Grade A office rents in Central fell 17.6 percent in the first half of 2020, according to mid-year report by JLL, which forecast them to plunge a total of 25 to 30 percent by the end of the year.
By the end of July the amount of space surrendered by tenants in the city’s traditional business hub was equal to 2.1 percent of the district’s total grade A office premises, with vacancy in the prime area rising to 5.7 percent – a 0.1 percentage point increase from the June level.
Decentralisation Still Trending
In relocating to Kowloon East, the HKMC will be following a path set down in recent years by many of the banks with which it cooperates.
In 2016 Citibank shifted from Central moved to Citi Tower, also in Kwun Tong, and JP Morgan Chase moved into Nan Fung and The Link’s Quayside in the same area last year.
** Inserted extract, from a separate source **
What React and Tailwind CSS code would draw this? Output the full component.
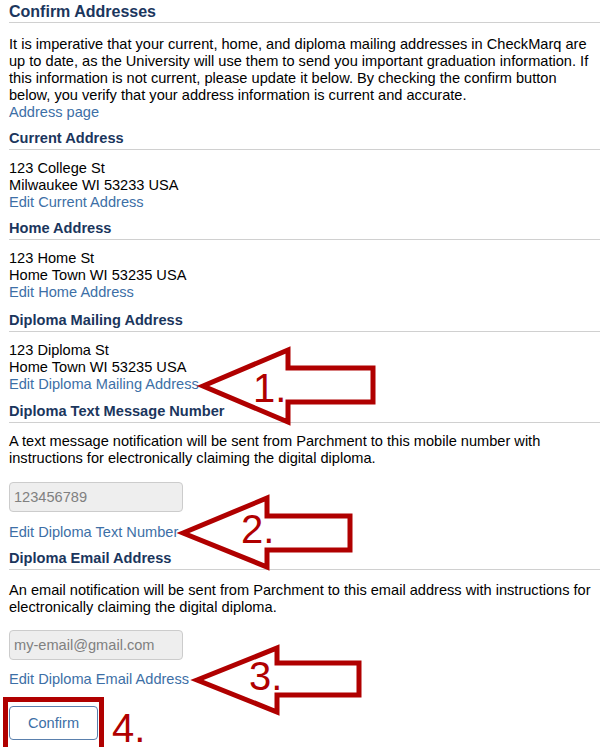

2020’s largest office deal to date, Adidas’s lease of around 75,000 square feet, also took place in the Quayside during the first quarter of this year, according to Cushman & Wakefield.
Although 2020 has been a subdued year for leasing in Central, the situation is not quite as bleak in office locations that offer lower rents, as many occupiers become wary of the leasing costs of the world’s priciest office market.
“Among transactions in the first half of the year, tenant decentralisation and cost-saving requirements remain the major source of demand,” said Alex Barnes, JLL head of markets for Hong at the agency’s mid-year virtual press conference. “Vacancy rises in decentralised markets have not been as large as in core submarkets.”
Along with Kowloon East, the Island East area — which includes Swire’s Taikoo Place complex in Quarry Bay — experienced only 8.2 and 8.1 percent rental declines, respectively, in the first half.
During that same period, Causeway Bay and Tsim Sha Tsui clocked in just above those levels, with rents dropping 9.2 percent in both districts.